Resources to support teaching and learning

Assessment for qualifications

The following achievement standard(s) could assess learning outcomes from this learning objective:

  • AS91367 Digital technologies 2.40: Demonstrate understanding of advanced concepts relating to managing shared information within information systems

Key messages from the standard

  • This standard is about information management within an organisation. Students need to have a particular organisation they are using as a case study rather than some generalised approach about information management within organisations in general. Explanatory note 6 lists some possible organisations. Students choose one of these or another appropriate organisation.
  • It is best to look at one information system in one organisation in detail rather than looking at two or more organisations or separate information systems.
  • There are five aspects of managing shared information that need to be covered for achieved. Students must cover all five in their report.
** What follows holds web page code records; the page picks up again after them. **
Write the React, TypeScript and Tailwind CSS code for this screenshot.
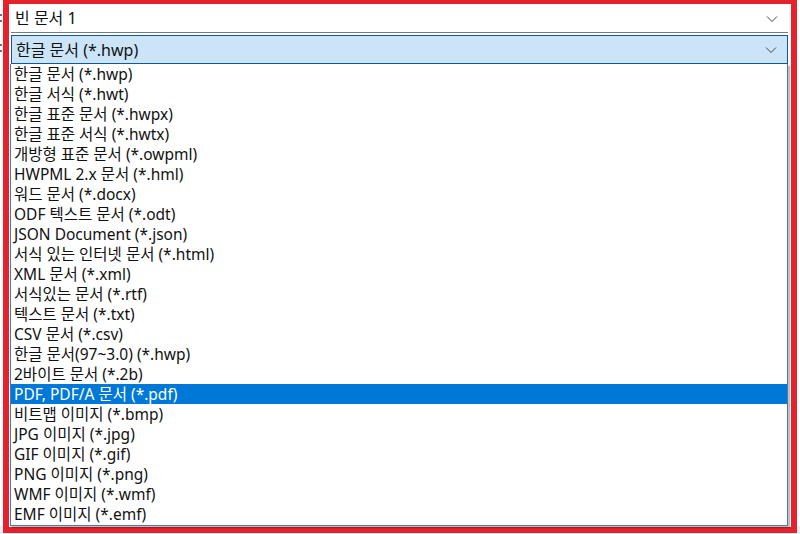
import React from "react";

const items = [
  "한글 문서 (*.hwp)",
  "한글 서식 (*.hwt)",
  "한글 표준 문서 (*.hwpx)",
  "한글 표준 서식 (*.hwtx)",
  "개방형 표준 문서 (*.owpml)",
  "HWPML 2.x 문서 (*.hml)",
  "워드 문서 (*.docx)",
  "ODF 텍스트 문서 (*.odt)",
  "JSON Document (*.json)",
  "서식 있는 인터넷 문서 (*.html)",
  "XML 문서 (*.xml)",
  "서식있는 문서 (*.rtf)",
  "텍스트 문서 (*.txt)",
  "CSV 문서 (*.csv)",
  "한글 문서(97~3.0) (*.hwp)",
  "2바이트 문서 (*.2b)",
  "PDF, PDF/A 문서 (*.pdf)",
  "비트맵 이미지 (*.bmp)",
  "JPG 이미지 (*.jpg)",
  "GIF 이미지 (*.gif)",
  "PNG 이미지 (*.png)",
  "WMF 이미지 (*.wmf)",
  "EMF 이미지 (*.emf)",
];

function Chevron() {
  return (
    <svg width="12" height="8" viewBox="0 0 12 8" className="shrink-0">
      <path d="M1 1.5 L6 6.5 L11 1.5" fill="none" stroke="#444" strokeWidth="1" />
    </svg>
  );
}

export default function App() {
  return (
    <div
      className="relative w-[800px] h-[534px] overflow-hidden bg-white text-[15.5px] text-[#111]"
      style={{ fontFamily: '"Noto Sans", "Noto Sans CJK KR", sans-serif' }}
    >
      {/* left edge colons */}
      <div className="absolute left-[-1px] top-[7px] text-[14px] leading-[20px] text-[#333]">:</div>
      <div className="absolute left-[-1px] top-[37px] text-[14px] leading-[20px] text-[#333]">:</div>
      {/* bottom strip */}
      <div className="absolute left-0 right-0 bottom-0 h-[8px] bg-[#eceff3]" />
      {/* red frame */}
      <div className="absolute left-[3px] top-[-2px] w-[794px] h-[535px] border-[6px] border-[#e3222b] flex flex-col pl-[1px] pt-[2px] pr-[3px] bg-white">
        <div className="h-[27px] ml-[1px] flex items-center justify-between px-[4px] pr-[10px] border-b border-[#7a7a7a] bg-white">
          <span className="leading-[20px] -mt-[3px] text-[16px]">빈 문서 1</span>
          <Chevron />
        </div>
        <div className="mt-[2px] h-[29px] ml-[1px] flex items-center justify-between pl-[4px] pr-[10px] bg-[#cce4f7] border border-[#0a5a9c]">
          <span className="leading-[20px] text-[16px]">한글 문서 (*.hwp)</span>
          <Chevron />
        </div>
        <div className="h-[462px] border border-t-0 border-[#3f7fb5] bg-white shadow-[2px_2px_1px_rgba(0,0,0,0.25)] flex flex-col">
          {items.map((t, i) => (
            <div
              key={i}
              className={
                "h-[20px] shrink-0 pl-[3px] leading-[20px] whitespace-nowrap " +
                (i === 16 ? "bg-[#0078d7] text-white" : "")
              }
            >
              {t}
            </div>
          ))}
        </div>
      </div>
    </div>
  );
}
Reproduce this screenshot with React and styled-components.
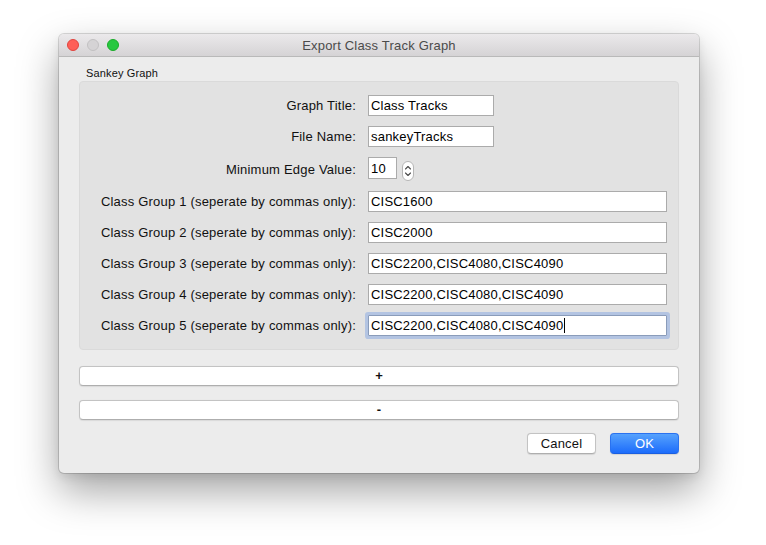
import React from "react";
import styled, { createGlobalStyle } from "styled-components";

const Global = createGlobalStyle`
  html, body { margin: 0; padding: 0; background: #ffffff; }
  body { font-family: "Liberation Sans", Arial, sans-serif; }
  * { box-sizing: border-box; }
`;

const Desktop = styled.div`
  width: 766px;
  height: 545px;
  padding: 34px 0 0 59px;
  overflow: hidden;
`;

const Window = styled.div`
  width: 640px;
  height: 439px;
  background: #ececec;
  border-radius: 5px;
  box-shadow: 0 0 0 1px rgba(0, 0, 0, 0.14), 0 18px 40px rgba(0, 0, 0, 0.36),
    0 4px 10px rgba(0, 0, 0, 0.08);
  display: flex;
  flex-direction: column;
  overflow: hidden;
`;

const TitleBar = styled.div`
  height: 23px;
  flex: none;
  display: flex;
  align-items: center;
  position: relative;
  background: linear-gradient(#ebe9eb, #d5d3d5);
  border-bottom: 1px solid #b9b9b9;
`;

const Lights = styled.div`
  display: flex;
  gap: 8px;
  padding-left: 8px;
`;

const Light = styled.span`
  width: 12px;
  height: 12px;
  border-radius: 50%;
  background: ${(p) => p.$c};
  border: 1px solid ${(p) => p.$b};
`;

const Title = styled.div`
  position: absolute;
  left: 0;
  right: 0;
  text-align: center;
  font-size: 13px;
  letter-spacing: 0.2px;
  color: #4b4b4b;
  padding-top: 1px;
`;

const Body = styled.div`
  flex: 1;
  display: flex;
  flex-direction: column;
  padding: 9px 20px 19px 20px;
`;

const GroupLabel = styled.div`
  font-size: 11px;
  letter-spacing: 0.15px;
  color: #111;
  padding-left: 7px;
  height: 15px;
  line-height: 15px;
`;

const Panel = styled.div`
  background: #e2e2e2;
  border: 1px solid #dadada;
  border-radius: 4px;
  padding: 13px 11px 13px 0;
  display: grid;
  grid-template-columns: 276px 1fr;
  column-gap: 12px;
  row-gap: 10px;
  align-items: center;
`;

const Label = styled.label`
  font-size: 13px;
  letter-spacing: 0.2px;
  color: #111;
  text-align: right;
  white-space: nowrap;
`;

const FieldCell = styled.div`
  display: flex;
  align-items: center;
  gap: 5px;
  height: ${(p) => p.$h || 21}px;
`;

const Field = styled.div`
  width: ${(p) => (p.$w ? p.$w + "px" : "100%")};
  height: ${(p) => p.$h || 21}px;
  align-self: ${(p) => (p.$top ? "flex-start" : "center")};
  background: #ffffff;
  border: 1px solid ${(p) => (p.$focus ? "#8a9cba" : "#ababab")};
  box-shadow: ${(p) => (p.$focus ? "0 0 0 3px #b3c4e2" : "none")};
  border-radius: ${(p) => (p.$focus ? "1px" : "0")};
  font-size: 13px;
  letter-spacing: 0.2px;
  color: #000;
  padding-left: 2px;
  display: flex;
  align-items: center;
  white-space: nowrap;
`;

const Caret = styled.span`
  display: inline-block;
  width: 1px;
  height: 15px;
  background: #000;
  margin-left: 1px;
`;

const Stepper = styled.div`
  width: 12px;
  height: 20px;
  border: 1px solid #b6b6b6;
  border-radius: 6px;
  background: #fff;
  display: flex;
  align-items: center;
  justify-content: center;
  margin-top: 3px;
`;

const Wide = styled.button`
  margin-top: ${(p) => p.$mt}px;
  height: 20px;
  width: 100%;
  background: #fff;
  border: 1px solid #c3c3c3;
  border-bottom-color: #aeaeae;
  border-radius: 4px;
  font-family: "Liberation Sans", Arial, sans-serif;
  font-size: 13px;
  font-weight: bold;
  color: #111;
  padding: 0;
  line-height: 18px;
  box-shadow: 0 0.5px 1px rgba(0, 0, 0, 0.08);
`;

const Footer = styled.div`
  margin-top: 13px;
  display: flex;
  justify-content: flex-end;
  gap: 14px;
`;

const DlgButton = styled.button`
  width: 69px;
  height: 21px;
  border-radius: 4px;
  font-family: "Liberation Sans", Arial, sans-serif;
  font-size: 13px;
  letter-spacing: 0.2px;
  padding: 0;
  border: 1px solid ${(p) => (p.$primary ? "#2a72f0" : "#c3c3c3")};
  border-bottom-color: ${(p) => (p.$primary ? "#1a5ee0" : "#aeaeae")};
  color: ${(p) => (p.$primary ? "#ffffff" : "#111")};
  background: ${(p) =>
    p.$primary ? "linear-gradient(#56a2fd, #1c6cfb)" : "#ffffff"};
  box-shadow: 0 0.5px 1px rgba(0, 0, 0, 0.1);
`;

const rows = [
  { label: "Graph Title:", value: "Class Tracks", w: 126 },
  { label: "File Name:", value: "sankeyTracks", w: 126 },
];

const groups = [
  "CISC1600",
  "CISC2000",
  "CISC2200,CISC4080,CISC4090",
  "CISC2200,CISC4080,CISC4090",
  "CISC2200,CISC4080,CISC4090",
];

export default function App() {
  return (
    <>
      <Global />
      <Desktop>
        <Window>
          <TitleBar>
            <Lights>
              <Light $c="#fe5f57" $b="#e0443e" />
              <Light $c="#d5d3d5" $b="#c2c0c2" />
              <Light $c="#28c840" $b="#1aab29" />
            </Lights>
            <Title>Export Class Track Graph</Title>
          </TitleBar>
          <Body>
            <GroupLabel>Sankey Graph</GroupLabel>
            <Panel>
              {rows.map((r) => (
                <React.Fragment key={r.label}>
                  <Label>{r.label}</Label>
                  <FieldCell>
                    <Field $w={r.w}>{r.value}</Field>
                  </FieldCell>
                </React.Fragment>
              ))}
              <Label>Minimum Edge Value:</Label>
              <FieldCell $h={24}>
                <Field $w={29} $h={22} $top>
                  10
                </Field>
                <Stepper>
                  <svg width="8" height="14" viewBox="0 0 8 14">
                    <path
                      d="M1.5 5 L4 2.5 L6.5 5 M1.5 9 L4 11.5 L6.5 9"
                      fill="none"
                      stroke="#4a4a4a"
                      strokeWidth="1.1"
                      strokeLinecap="round"
                      strokeLinejoin="round"
                    />
                  </svg>
                </Stepper>
              </FieldCell>
              {groups.map((g, i) => (
                <React.Fragment key={i}>
                  <Label>
                    Class Group {i + 1} (seperate by commas only):
                  </Label>
                  <FieldCell>
                    <Field $focus={i === 4}>
                      {g}
                      {i === 4 && <Caret />}
                    </Field>
                  </FieldCell>
                </React.Fragment>
              ))}
            </Panel>
            <Wide $mt={16}>+</Wide>
            <Wide $mt={14}>-</Wide>
            <Footer>
              <DlgButton>Cancel</DlgButton>
              <DlgButton $primary>OK</DlgButton>
            </Footer>
          </Body>
        </Window>
      </Desktop>
    </>
  );
}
The five aspects concerning shared information within the organisation are:
    • file management considerations
    • ethical and legal issues and procedures and conventions for privacy and permission
    • back-up procedures and conventions
    • the role of an information system
    • input, storage, retrieval, and manipulation of data
  • Some aspects include multiple requirements so students need to ensure their report covers everything asked for in the standard. For example, looking at one of the five aspects above “Ethical and legal issues and procedures and conventions for privacy and permission”.

It is important that students only submit material they understand. They should write in their own words about their own experiences. Students should reference material that is not their own using appropriate referencing at the point of use. The use of information from other sources can assist the candidate to demonstrate understanding only where the candidate uses the information by one or more of the following:

  • interpreting or rewriting the information in their own words
  • relating the information to a specific context or example
  • commenting meaningfully on the information.